On the other hand, an investigation into the placement of deposited asphaltene aggregates revealed that among the four core samples, the first two plugs in direct contact with the injected gas exhibited the highest levels of asphaltene deposition and, consequently, the most substantial reduction in permeability. This observation suggests that precipitated asphaltenes were primarily deposited within the proximity of the gas injection point, with limited lateral movement. Furthermore, the movement of the oil front with a low asphaltene content led to oil production within the last two plugs without any asphaltene deposition. In other words, there was minimal interaction between the injected gas and the oil in the final two plugs.
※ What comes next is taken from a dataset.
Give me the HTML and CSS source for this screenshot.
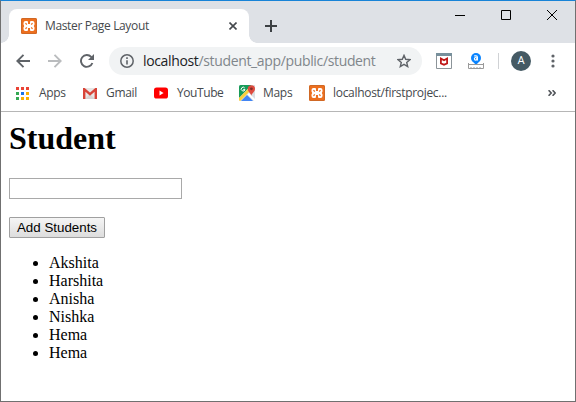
FILE: index.html
```html
<!DOCTYPE html>
<html lang="en">
<head>
<meta charset="utf-8">
<title>Master Page Layout</title>
<link rel="stylesheet" href="styles.css">
</head>
<body>
<svg class="defs" aria-hidden="true">
  <symbol id="xampp" viewBox="0 0 16 16">
    <rect width="16" height="16" rx="1.5" fill="#ed6f1f"/>
    <rect x=".5" y=".5" width="15" height="15" rx="1.2" fill="none" stroke="#cf6825"/>
    <path d="M4.500 3H6Q7 3 7 4v2h2V4q0-1 1-1h1.500Q13.500 3 13.500 5v1.500L12.800 8l.7 1.500V11q0 2-2 2H10q-1 0-1-1v-2H7v2q0 1-1 1H4.500q-2 0-2-2V9.500L3.200 8l-.7-1.500V5q0-2 2-2" fill="#fff"/>
    <path d="M4.400 5.300l1.500 1.200M11.600 5.300l-1.500 1.200M4.400 10.700l1.500-1.200M11.600 10.700l-1.500-1.200" stroke="#ed6f1f" stroke-width="1.200"/>
  </symbol>
</svg>
<div class="window">
  <header class="tabstrip">
    <div class="tab">
      <svg class="i16"><use href="#xampp"/></svg>
      <span class="tab-title">Master Page Layout</span>
      <svg class="tab-close" viewBox="0 0 8 8"><path d="M.5.5l7 7M7.5.5l-7 7" stroke="#45494d" stroke-width="1.6"/></svg>
    </div>
    <svg class="newtab" viewBox="0 0 12 12"><path d="M6 0v12M0 6h12" stroke="#3c4043" stroke-width="2"/></svg>
    <div class="controls">
      <svg viewBox="0 0 10 10"><path d="M0 5.5h10" stroke="#000"/></svg>
      <svg viewBox="0 0 10 10"><path d="M.5.5h9v9h-9z" fill="none" stroke="#000"/></svg>
      <svg viewBox="0 0 10 10"><path d="M0 0l10 10M10 0L0 10" stroke="#000"/></svg>
    </div>
  </header>
  <div class="toolbar">
    <svg class="back" viewBox="0 0 14 14"><path d="M14 7H1.5M7.5.8L1.3 7l6.2 6.2" fill="none" stroke="#5f6368" stroke-width="1.9"/></svg>
    <svg class="forward" viewBox="0 0 14 14"><path d="M0 7h12.5M6.5.8L12.7 7l-6.2 6.2" fill="none" stroke="#babcbe" stroke-width="1.9"/></svg>
    <svg class="reload" viewBox="0 0 14 14"><path d="M12.4 9A5.9 5.9 0 1 1 11.2 2.9l1 1" fill="none" stroke="#5f6368" stroke-width="1.9"/><path d="M14 0v6H8z" fill="#5f6368"/></svg>
    <div class="omnibox">
      <svg class="info" viewBox="0 0 14 14"><circle cx="7" cy="7" r="6.2" fill="none" stroke="#5f6368" stroke-width="1.5"/><path d="M7 6.2v4.3M7 3.3v1.6" stroke="#5f6368" stroke-width="1.6"/></svg>
      <span class="url"><span class="host">localhost</span><span class="path">/student_app/public/student</span></span>
      <svg class="star" viewBox="0 0 14 14"><path d="M7 1.4l1.7 3.9 4.2.4-3.2 2.8 1 4.1L7 10.4l-3.7 2.2 1-4.1L1.1 5.7l4.2-.4z" fill="none" stroke="#5f6368" stroke-width="1.4"/></svg>
    </div>
    <svg class="mcafee" viewBox="0 0 16 16"><path d="M.5 1v14.500h15V1" fill="#fff" stroke="#8c9499"/><path d="M0 0h16v3H0z" fill="#78909c"/><path d="M4.900 5.500v5L8 11.700l3.100-1.200v-5L8 7.200z" fill="none" stroke="#c01818" stroke-width="1.800"/></svg>
    <svg class="alexa" viewBox="0 0 16 16"><path d="M8 12L5 8.8h6z" fill="#0a84ff"/><circle cx="8" cy="5" r="5" fill="#0a84ff"/><circle cx="7.700" cy="5.800" r="1.300" fill="none" stroke="#fff" stroke-width="1.200"/><path d="M6.200 2.900h1.900q1.300 0 1.300 1.300v3.300" fill="none" stroke="#fff" stroke-width="1.200"/><path d="M.5 10v5.500h15V10M.5 11.500h15M3 14v1M6 14v1M9 14v1M12 14v1" fill="none" stroke="#9a9a9a"/></svg>
    <i class="divider"></i>
    <span class="avatar">A</span>
    <svg class="menu" viewBox="0 0 4 14"><g fill="#5f6368"><circle cx="2" cy="2" r="1.6"/><circle cx="2" cy="7" r="1.6"/><circle cx="2" cy="12" r="1.6"/></g></svg>
  </div>
  <nav class="bookmarks">
    <a class="bm apps"><svg viewBox="0 0 13 13"><path d="M0 0h3v3H0zM5 0h3v3H5zM10 0h3v3h-3z" fill="#ea4335"/><path d="M0 5h3v3H0zM0 10h3v3H0z" fill="#34a853"/><path d="M5 5h3v3H5z" fill="#1a73e8"/><path d="M10 5h3v3h-3zM5 10h3v3H5zM10 10h3v3h-3z" fill="#fbaf00"/></svg><span>Apps</span></a>
    <a class="bm gmail"><svg viewBox="0 0 14 11"><path d="M0 0h14v11H0z" fill="#e8e6e5"/><path d="M2 11l5-5 5 5z" fill="#d8d5d4"/><path d="M1.2 11V1.2L7 6.2l5.800-5V11" fill="none" stroke="#d84438" stroke-width="2.400"/></svg><span>Gmail</span></a>
    <a class="bm youtube"><svg viewBox="0 0 14 12"><rect y=".5" width="14" height="11" rx="2.600" fill="#f00"/><path d="M5.500 3.600v4.800L9.600 6z" fill="#fff"/></svg><span>YouTube</span></a>
    <a class="bm maps"><svg viewBox="0 0 16 16"><path d="M1.500 0H16v16H1.500Q0 16 0 14.500v-13Q0 0 1.500 0" fill="#dce0e3"/><path d="M1.500 0h11L0 13V1.500Q0 0 1.500 0" fill="#189b59"/><path d="M2 16l6-6 6 6z" fill="#4285f4"/><path d="M0 13L10 3l2 2L1.200 16Q0 16 0 14.500z" fill="#fbd03b"/><path d="M8.500 9.500L10 8l6 6v2h-1z" fill="#fff"/><path d="M5.700 3A1.900 1.900 0 1 0 6 4.600H4.200" fill="none" stroke="#fff"/><path d="M12.300 11c0-2.500-3.500-3.800-3.500-7.200a3.600 3.600 0 0 1 7.200 0c0 3.400-3.700 4.700-3.700 7.200" fill="#df4b3f"/><circle cx="12.400" cy="3.800" r="1.400" fill="#802c27"/></svg><span>Maps</span></a>
    <a class="bm local"><svg><use href="#xampp"/></svg><span>localhost/firstprojec...</span></a>
    <svg class="more" viewBox="0 0 8 6"><path d="M.6.200L3.200 3 .6 5.800M4.600.2L7.200 3 4.600 5.800" fill="none" stroke="#505459" stroke-width="1.600"/></svg>
  </nav>
  <main class="page">
    <h1>Student</h1>
    <input class="name" type="text" aria-label="Student">
    <button class="add" type="button">Add Students</button>
    <ul>
      <li>Akshita</li>
      <li>Harshita</li>
      <li>Anisha</li>
      <li>Nishka</li>
      <li>Hema</li>
      <li>Hema</li>
    </ul>
  </main>
</div>
</body>
</html>
```
FILE: styles.css
```css
* { box-sizing: border-box; }
body { margin: 0; overflow: hidden; }
svg { display: block; flex: none; }
.defs { position: absolute; width: 0; height: 0; }
.window {
  width: 576px; height: 402px;
  border: 1px solid #707070; border-top-color: #1883d7;
  background: #fff;
  font-family: "Open Sans", "Noto Sans", sans-serif;
}
.tabstrip { display: flex; height: 42px; padding: 8px 18px 0 8px; background: #dee1e6; }
.tab {
  position: relative; display: flex; align-items: center;
  width: 240px; height: 34px; padding: 0 12px;
  background: #fff; border-radius: 8px 8px 0 0;
}
.tab::before, .tab::after { content: ""; position: absolute; bottom: 0; width: 8px; height: 8px; }
.tab::before { left: -8px; background: radial-gradient(circle at 0 0, transparent 7.5px, #fff 8px); }
.tab::after { right: -8px; background: radial-gradient(circle at 100% 0, transparent 7.5px, #fff 8px); }
.i16 { width: 16px; height: 16px; }
.tab-title { margin-left: 8px; font-size: 12px; line-height: 16px; letter-spacing: -.36px; color: #45494d; white-space: nowrap; }
.tab-close { width: 8px; height: 8px; margin-left: auto; }
.newtab { width: 12px; height: 12px; margin: 11px 0 0 16px; }
.controls { display: flex; gap: 36px; margin-left: auto; margin-top: 1px; }
.controls svg { width: 10px; height: 10px; }
.toolbar { display: flex; align-items: center; height: 36px; padding-left: 15px; }
.back, .forward, .reload { width: 14px; height: 14px; }
.forward { margin-left: 18px; }
.reload { margin-left: 18px; }
.omnibox { display: flex; align-items: center; width: 313px; height: 28px; margin-left: 15px; padding: 0 11px; border-radius: 14px; background: #f1f3f4; }
.info, .star { width: 14px; height: 14px; }
.star { margin-left: auto; }
.url { margin-left: 9px; font-size: 14px; line-height: 20px; letter-spacing: -.35px; white-space: nowrap; }
.host { color: #202124; }
.path { color: #80868b; }
.mcafee { width: 16px; height: 16px; margin-left: 14px; }
.alexa { width: 16px; height: 16px; margin-left: 16px; }
.divider { width: 1px; height: 16px; margin-left: 14px; background: #d0d2d5; }
.avatar { width: 20px; height: 20px; margin-left: 12px; border-radius: 50%; background: #455a64; color: #fff; font: 11px/20px Roboto, sans-serif; text-align: center; }
.menu { width: 4px; height: 14px; margin-left: 20px; }
.bookmarks { display: flex; align-items: center; height: 33px; padding: 0 19px 4px 15px; border-bottom: 1px solid #b6b6b6; }
.bm { display: flex; align-items: center; font-size: 12px; line-height: 16px; letter-spacing: -.3px; color: #45494d; white-space: nowrap; }
.apps { width: 67px; gap: 10px; }
.apps svg { width: 13px; height: 13px; }
.gmail { width: 71px; gap: 9px; }
.gmail svg { width: 14px; height: 11px; }
.youtube { width: 85px; gap: 9px; letter-spacing: -.42px; }
.youtube svg { width: 14px; height: 12px; }
.maps { width: 70px; gap: 8px; }
.maps svg, .local svg { width: 16px; height: 16px; }
.local { gap: 8px; }
.more { width: 8px; height: 6px; margin-left: auto; }
.page { padding: 8px; font: 16px/18px "Liberation Serif", serif; color: #000; }
h1 { margin: 0 0 21px; font-size: 32px; line-height: 37px; }
.name { display: block; width: 173px; height: 21px; margin: 0 0 18px; border: 1px solid #a9a9a9; background: #fff; }
.add { display: block; width: 96px; height: 21px; padding: 0; border: 1px solid #a0a0a0; border-radius: 1px; background: linear-gradient(#f5f5f5, #dddddd); font: 13.333px/17px "Liberation Sans", sans-serif; color: #000; }
ul { margin: 16px 0 0; padding-left: 40px; }
```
In the case of CO2 injection, the permeability reductions in the first and last plugs amounted to 31.81% and 2.77%, respectively, while for flue gas injection, these reductions were measured at 13.04% and 2.63%. Consequently, it can be inferred that when comparing CO2 and flue gas injection, particularly in scenarios with a risk of asphaltene deposition, careful consideration must be given to the potential permeability reduction in the vicinity of the injection well.